WHAT TO WORK ON> Find each line with the string "that" and report it.

MATERIAL TO PROCESS>

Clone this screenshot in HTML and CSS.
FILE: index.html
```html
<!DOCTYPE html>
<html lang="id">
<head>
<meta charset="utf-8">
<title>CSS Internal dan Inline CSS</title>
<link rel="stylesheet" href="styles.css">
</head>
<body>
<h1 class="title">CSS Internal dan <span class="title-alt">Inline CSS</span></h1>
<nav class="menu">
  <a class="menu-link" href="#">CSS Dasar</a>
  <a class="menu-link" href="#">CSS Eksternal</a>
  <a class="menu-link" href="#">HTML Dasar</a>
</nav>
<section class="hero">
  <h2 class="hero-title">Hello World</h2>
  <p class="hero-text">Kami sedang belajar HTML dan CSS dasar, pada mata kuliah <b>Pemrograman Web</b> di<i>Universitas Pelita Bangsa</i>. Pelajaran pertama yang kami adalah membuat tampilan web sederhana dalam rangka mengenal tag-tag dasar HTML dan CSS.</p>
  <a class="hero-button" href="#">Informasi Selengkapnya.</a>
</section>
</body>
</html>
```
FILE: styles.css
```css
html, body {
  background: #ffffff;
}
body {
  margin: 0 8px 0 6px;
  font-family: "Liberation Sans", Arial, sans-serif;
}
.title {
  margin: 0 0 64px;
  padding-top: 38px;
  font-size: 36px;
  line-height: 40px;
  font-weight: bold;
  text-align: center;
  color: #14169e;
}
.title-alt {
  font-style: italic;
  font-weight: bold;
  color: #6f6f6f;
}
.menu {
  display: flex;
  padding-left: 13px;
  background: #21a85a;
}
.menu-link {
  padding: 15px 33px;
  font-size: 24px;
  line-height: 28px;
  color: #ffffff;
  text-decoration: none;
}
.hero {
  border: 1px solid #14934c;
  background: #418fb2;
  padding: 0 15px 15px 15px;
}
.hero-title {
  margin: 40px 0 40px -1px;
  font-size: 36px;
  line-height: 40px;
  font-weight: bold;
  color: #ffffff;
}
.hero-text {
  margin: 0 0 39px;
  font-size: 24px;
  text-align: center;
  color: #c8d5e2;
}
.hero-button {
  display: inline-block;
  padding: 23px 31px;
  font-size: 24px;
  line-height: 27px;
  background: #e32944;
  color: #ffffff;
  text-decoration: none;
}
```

---

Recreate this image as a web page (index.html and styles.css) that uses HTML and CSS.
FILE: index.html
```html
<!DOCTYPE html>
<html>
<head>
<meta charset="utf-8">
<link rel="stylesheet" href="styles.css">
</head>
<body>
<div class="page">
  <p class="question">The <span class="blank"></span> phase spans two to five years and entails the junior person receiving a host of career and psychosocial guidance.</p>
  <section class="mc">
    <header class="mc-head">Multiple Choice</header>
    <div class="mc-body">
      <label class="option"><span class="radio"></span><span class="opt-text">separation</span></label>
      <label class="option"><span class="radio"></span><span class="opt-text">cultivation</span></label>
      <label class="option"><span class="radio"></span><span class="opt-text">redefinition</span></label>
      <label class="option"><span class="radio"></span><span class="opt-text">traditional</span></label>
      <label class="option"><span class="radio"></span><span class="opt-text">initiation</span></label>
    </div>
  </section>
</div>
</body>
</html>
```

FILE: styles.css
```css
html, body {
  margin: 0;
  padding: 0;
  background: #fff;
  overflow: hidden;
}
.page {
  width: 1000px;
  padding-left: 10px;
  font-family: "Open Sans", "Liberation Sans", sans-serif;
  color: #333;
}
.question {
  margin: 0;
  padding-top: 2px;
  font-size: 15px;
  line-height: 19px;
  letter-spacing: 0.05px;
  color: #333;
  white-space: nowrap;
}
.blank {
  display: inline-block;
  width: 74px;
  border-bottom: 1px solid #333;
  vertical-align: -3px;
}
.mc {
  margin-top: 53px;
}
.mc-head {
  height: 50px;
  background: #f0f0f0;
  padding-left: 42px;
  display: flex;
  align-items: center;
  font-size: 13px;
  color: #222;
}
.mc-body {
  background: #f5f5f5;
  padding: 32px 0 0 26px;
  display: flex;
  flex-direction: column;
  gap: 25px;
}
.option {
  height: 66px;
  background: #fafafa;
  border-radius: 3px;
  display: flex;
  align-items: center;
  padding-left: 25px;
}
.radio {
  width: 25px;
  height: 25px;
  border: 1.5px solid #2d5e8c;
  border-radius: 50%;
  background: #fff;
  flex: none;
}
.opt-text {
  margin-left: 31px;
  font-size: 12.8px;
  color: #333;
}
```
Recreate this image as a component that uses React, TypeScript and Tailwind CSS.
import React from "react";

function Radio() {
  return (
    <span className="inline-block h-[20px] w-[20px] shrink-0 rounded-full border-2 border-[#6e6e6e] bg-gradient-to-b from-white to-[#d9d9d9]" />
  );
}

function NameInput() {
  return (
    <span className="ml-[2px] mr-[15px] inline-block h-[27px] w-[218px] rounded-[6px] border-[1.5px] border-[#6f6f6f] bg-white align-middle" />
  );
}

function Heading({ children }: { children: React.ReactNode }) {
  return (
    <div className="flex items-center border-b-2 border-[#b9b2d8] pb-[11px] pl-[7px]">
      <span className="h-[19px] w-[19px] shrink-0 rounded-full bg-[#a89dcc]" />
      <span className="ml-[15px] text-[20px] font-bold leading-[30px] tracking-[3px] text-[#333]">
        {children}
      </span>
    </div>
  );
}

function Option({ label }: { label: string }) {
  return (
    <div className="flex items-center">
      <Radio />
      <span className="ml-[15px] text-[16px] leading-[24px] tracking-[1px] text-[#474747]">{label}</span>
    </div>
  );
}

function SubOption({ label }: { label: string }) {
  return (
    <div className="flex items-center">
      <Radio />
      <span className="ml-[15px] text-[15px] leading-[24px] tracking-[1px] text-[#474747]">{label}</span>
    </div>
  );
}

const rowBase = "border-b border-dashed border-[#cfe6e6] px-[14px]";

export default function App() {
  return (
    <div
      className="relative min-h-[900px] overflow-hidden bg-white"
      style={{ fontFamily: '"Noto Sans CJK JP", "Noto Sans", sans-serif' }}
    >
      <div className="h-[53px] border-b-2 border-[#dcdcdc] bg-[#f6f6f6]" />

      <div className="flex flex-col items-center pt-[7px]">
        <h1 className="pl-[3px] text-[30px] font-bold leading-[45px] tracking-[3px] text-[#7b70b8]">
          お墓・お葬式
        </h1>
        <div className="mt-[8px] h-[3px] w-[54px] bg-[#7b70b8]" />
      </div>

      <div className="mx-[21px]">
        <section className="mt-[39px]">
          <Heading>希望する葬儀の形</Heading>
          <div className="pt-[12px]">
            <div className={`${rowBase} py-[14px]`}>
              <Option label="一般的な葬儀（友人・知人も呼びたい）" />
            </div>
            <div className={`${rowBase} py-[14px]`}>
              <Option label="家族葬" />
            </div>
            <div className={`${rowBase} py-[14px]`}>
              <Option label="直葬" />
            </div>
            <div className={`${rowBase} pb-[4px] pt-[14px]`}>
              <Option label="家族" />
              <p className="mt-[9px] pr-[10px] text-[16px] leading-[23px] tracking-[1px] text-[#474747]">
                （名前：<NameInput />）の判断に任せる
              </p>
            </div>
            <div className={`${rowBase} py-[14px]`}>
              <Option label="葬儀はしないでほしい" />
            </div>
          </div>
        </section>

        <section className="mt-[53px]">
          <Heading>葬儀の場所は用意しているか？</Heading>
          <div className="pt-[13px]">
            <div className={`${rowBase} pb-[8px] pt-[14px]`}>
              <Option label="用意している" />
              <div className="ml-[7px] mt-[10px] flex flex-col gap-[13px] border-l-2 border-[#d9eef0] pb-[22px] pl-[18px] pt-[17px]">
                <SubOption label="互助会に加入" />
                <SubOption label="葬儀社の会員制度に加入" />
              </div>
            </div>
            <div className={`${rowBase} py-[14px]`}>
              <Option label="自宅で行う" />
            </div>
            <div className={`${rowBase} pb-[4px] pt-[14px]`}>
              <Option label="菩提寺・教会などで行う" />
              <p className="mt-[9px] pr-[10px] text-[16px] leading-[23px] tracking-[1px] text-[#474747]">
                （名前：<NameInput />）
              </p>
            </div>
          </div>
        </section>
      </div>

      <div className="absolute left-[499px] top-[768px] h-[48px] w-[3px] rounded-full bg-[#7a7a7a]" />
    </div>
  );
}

---

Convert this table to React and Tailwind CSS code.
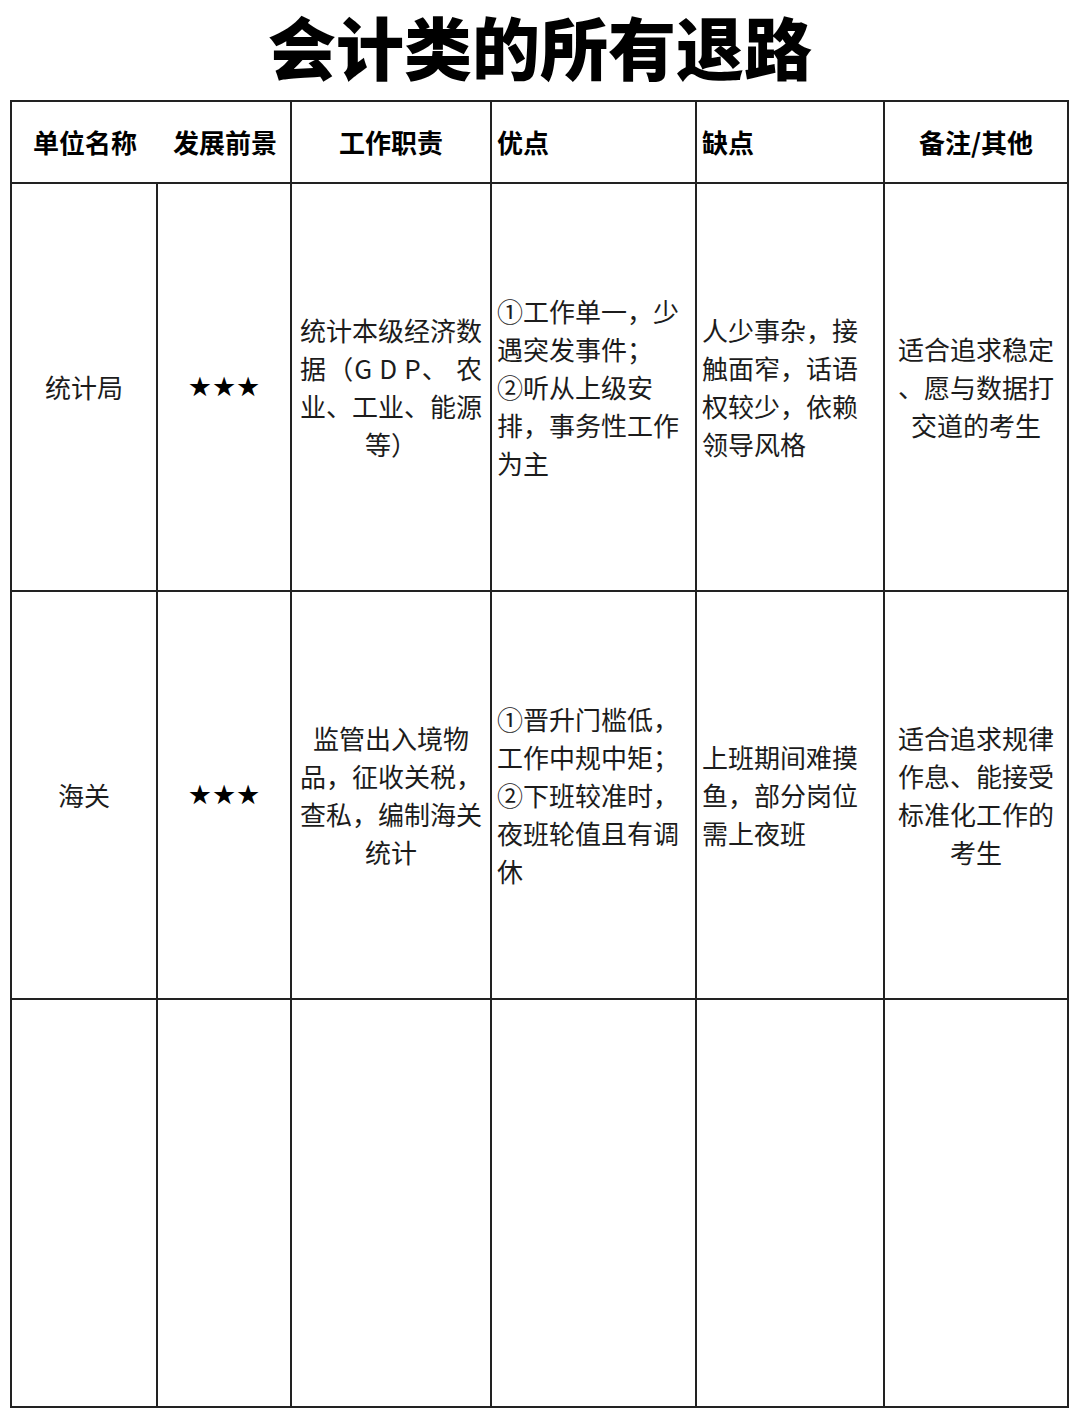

COMPLETED TASK>
Recreate this image as a web page (index.html and styles.css) that uses HTML and CSS.
Recreate this image as a component that uses React, TypeScript and Tailwind CSS.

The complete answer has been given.